### EXERCISE BRIEF
In the material below, find all lines with the string "screenshot" and copy them.

### DATA ENTRIES

------------------------------------------------------------------------

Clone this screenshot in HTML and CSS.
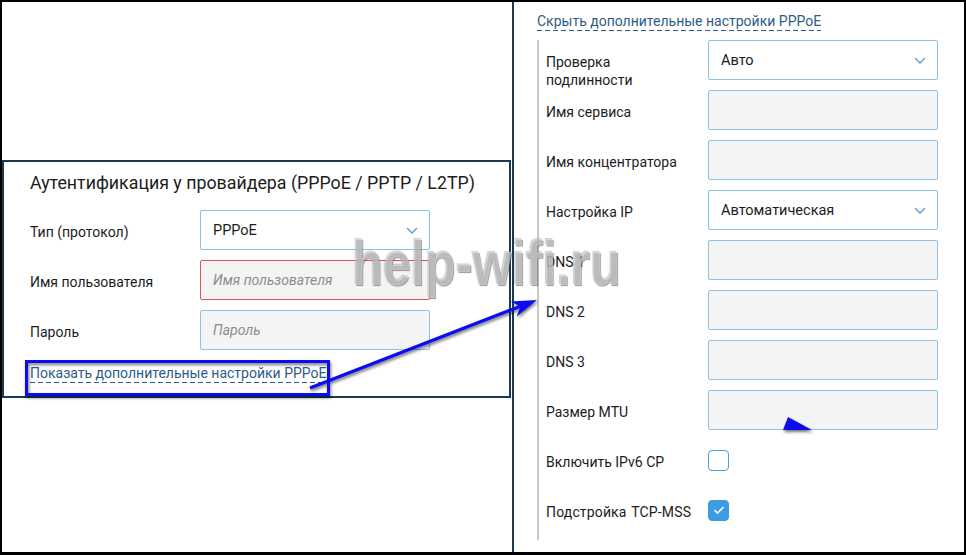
FILE: index.html
```html
<!DOCTYPE html>
<html lang="ru">
<head>
<meta charset="UTF-8">
<meta name="viewport" content="width=device-width, initial-scale=1.0">
<title>Аутентификация PPPoE</title>
<link rel="stylesheet" href="styles.css">
</head>
<body>

<div class="frame">

  <!-- Left: basic auth form -->
  <div class="left-col">
    <div class="auth-box">
      <h2 class="auth-title">Аутентификация у провайдера (PPPoE / PPTP / L2TP)</h2>

      <div class="form-row">
        <span class="row-label">Тип (протокол)</span>
        <div class="select">
          <span>PPPoE</span>
          <svg class="chevron" width="12" height="7" viewBox="0 0 12 7"><polyline points="1,1 6,6 11,1" fill="none" stroke="#5b97cc" stroke-width="1.3"/></svg>
        </div>
      </div>

      <div class="form-row">
        <span class="row-label">Имя пользователя</span>
        <input class="field field-error" type="text" placeholder="Имя пользователя">
      </div>

      <div class="form-row">
        <span class="row-label">Пароль</span>
        <input class="field" type="password" placeholder="Пароль">
      </div>

      <div class="link-line"><a class="dash-link" href="#">Показать дополнительные настройки PPPoE</a></div>
    </div>
  </div>

  <!-- Right: extended PPPoE settings -->
  <div class="right-col">
    <div class="link-line"><a class="dash-link" href="#">Скрыть дополнительные настройки PPPoE</a></div>

    <div class="extra">
      <div class="form-row">
        <span class="row-label row-label-top">Проверка подлинности</span>
        <div class="select">
          <span>Авто</span>
          <svg class="chevron" width="12" height="7" viewBox="0 0 12 7"><polyline points="1,1 6,6 11,1" fill="none" stroke="#5b97cc" stroke-width="1.3"/></svg>
        </div>
      </div>
      <div class="form-row">
        <span class="row-label">Имя сервиса</span>
        <input class="field" type="text">
      </div>
      <div class="form-row">
        <span class="row-label">Имя концентратора</span>
        <input class="field" type="text">
      </div>
      <div class="form-row">
        <span class="row-label">Настройка IP</span>
        <div class="select">
          <span>Автоматическая</span>
          <svg class="chevron" width="12" height="7" viewBox="0 0 12 7"><polyline points="1,1 6,6 11,1" fill="none" stroke="#5b97cc" stroke-width="1.3"/></svg>
        </div>
      </div>
      <div class="form-row">
        <span class="row-label">DNS 1</span>
        <input class="field" type="text">
      </div>
      <div class="form-row">
        <span class="row-label">DNS 2</span>
        <input class="field" type="text">
      </div>
      <div class="form-row">
        <span class="row-label">DNS 3</span>
        <input class="field" type="text">
      </div>
      <div class="form-row">
        <span class="row-label">Размер MTU</span>
        <input class="field" type="text">
      </div>
      <div class="form-row">
        <span class="row-label">Включить IPv6 CP</span>
        <span class="check"></span>
      </div>
      <div class="form-row">
        <span class="row-label wide">Подстройка TCP-MSS</span>
        <span class="check checked">
          <svg width="12" height="10" viewBox="0 0 12 10"><polyline points="1.5,5 4.5,8 10.5,2" fill="none" stroke="#fff" stroke-width="1.6"/></svg>
        </span>
      </div>
    </div>
  </div>

  <!-- watermark + annotation arrows drawn over the screenshot -->
  <div class="watermark">help-wifi.ru</div>

  <svg class="annot" width="966" height="555" viewBox="0 0 966 555">
    <rect x="26.5" y="361.5" width="302" height="33" fill="none" stroke="#0c0cf2" stroke-width="3"/>
    <line x1="310" y1="388" x2="521" y2="306" stroke="#0c0cf2" stroke-width="3.2"/>
    <polygon points="537,300 516.6,316.5 520.5,306.5 510.8,301.5" fill="#0c0cf2"/>
    <polygon points="788,417 812,430 783,430" fill="#0c0cf2"/>
  </svg>

</div>

</body>
</html>
```

FILE: styles.css
```css
  /* Page */
  body {
    margin: 0;
    background-color: #fff;
    font-family: 'Roboto', 'Noto Sans', sans-serif;
    color: #1c1c1c;
  }

  .frame {
    position: relative;
    display: flex;
    width: 966px;
    height: 555px;
    box-sizing: border-box;
    border-style: solid;
    border-color: #000;
    border-width: 2px 2px 3px 2px;
    overflow: hidden;
  }

  /* Left column */
  .left-col {
    width: 510px;
    flex-shrink: 0;
    padding-top: 158px;
  }

  .auth-box {
    width: 509px;
    box-sizing: border-box;
    border: 2px solid #183a55;
    padding: 10px 0 13px 26px;
  }

  .auth-title {
    margin: 0 0 16px;
    font-size: 17.8px;
    line-height: 22px;
    font-weight: normal;
    color: #1c1c1c;
  }

  /* Form rows */
  .form-row {
    display: flex;
    align-items: center;
    height: 40px;
    margin-bottom: 10px;
  }

  .auth-box .form-row:nth-of-type(3) {
    margin-bottom: 0;
  }

  .row-label {
    width: 170px;
    flex-shrink: 0;
    box-sizing: border-box;
    padding-top: 3px;
    font-size: 14px;
    line-height: 18px;
  }

  .extra .row-label {
    width: 162px;
  }

  .extra .row-label-top {
    align-self: flex-start;
    padding: 13px 30px 0 0;
  }

  .extra .wide {
    letter-spacing: 0.15px;
    word-spacing: 1px;
  }

  /* Controls */
  .select {
    display: flex;
    align-items: center;
    justify-content: space-between;
    width: 230px;
    height: 40px;
    box-sizing: border-box;
    padding: 1px 11px 0 12px;
    border: 1px solid #86c1ea;
    border-radius: 2px;
    background-color: #fff;
    font-size: 14.5px;
  }

  .field {
    width: 230px;
    height: 40px;
    box-sizing: border-box;
    margin: 0;
    padding: 0 12px;
    border: 1px solid #8cc4ec;
    border-radius: 2px;
    background-color: #f4f4f4;
    font-family: 'Roboto', sans-serif;
    font-size: 14px;
    font-style: italic;
    outline: none;
  }

  .field::placeholder {
    color: #8c8c8c;
  }

  .field-error {
    border-color: #e2505c;
  }

  /* Checkboxes */
  .check {
    display: flex;
    align-items: center;
    justify-content: center;
    width: 21px;
    height: 21px;
    box-sizing: border-box;
    border: 1px solid #4ba0de;
    border-radius: 4px;
  }

  .check.checked {
    background-color: #3d9be1;
    border-color: #3d9be1;
  }

  /* Dashed links */
  .link-line {
    font-size: 14px;
    line-height: 20px;
    margin-top: 13px;
  }

  .dash-link {
    color: #2e5c88;
    text-decoration: none;
    padding-bottom: 2px;
    background-image: repeating-linear-gradient(to right, #2e5c88 0 5px, transparent 5px 8px);
    background-size: 100% 1px;
    background-position: left bottom;
    background-repeat: no-repeat;
  }

  /* Right column */
  .right-col {
    flex: 1;
    border-left: 2px solid #183a55;
    padding: 9px 0 0 23px;
  }

  .right-col .link-line {
    margin-top: 0;
  }

  .extra {
    margin-top: 9px;
    border-left: 2px solid #c9c9c9;
    padding: 0 0 10px 7px;
  }

  .extra .form-row:last-child {
    margin-bottom: 0;
  }

  /* Watermark */
  .watermark {
    position: absolute;
    left: 350px;
    top: 226px;
    font-family: 'Liberation Sans', sans-serif;
    font-weight: bold;
    font-size: 63px;
    line-height: 70px;
    color: rgba(225, 225, 225, 0.6);
    text-shadow: 1px 1px 1px rgba(70, 70, 70, 0.55), -1px -1px 1px rgba(120, 120, 120, 0.35);
    transform: scaleX(0.8);
    transform-origin: left top;
    white-space: nowrap;
    pointer-events: none;
  }

  /* Annotation overlay */
  .annot {
    position: absolute;
    left: -2px;
    top: -2px;
    pointer-events: none;
    filter: drop-shadow(1px 2px 1.5px rgba(0, 0, 0, 0.55));
  }
```
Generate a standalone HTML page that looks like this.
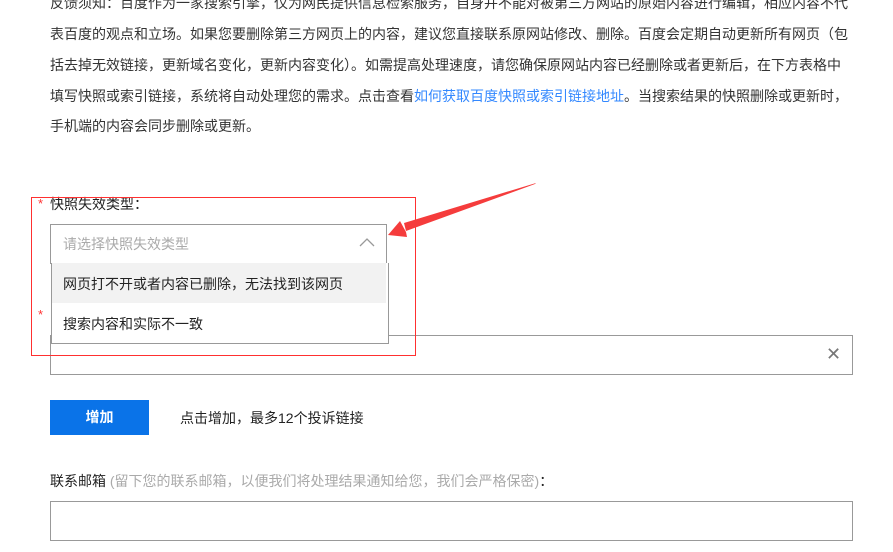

------------------------------------------------------------------------

### THE RESPONSE
Clone this screenshot in HTML and CSS.
  <!-- watermark + annotation arrows drawn over the screenshot -->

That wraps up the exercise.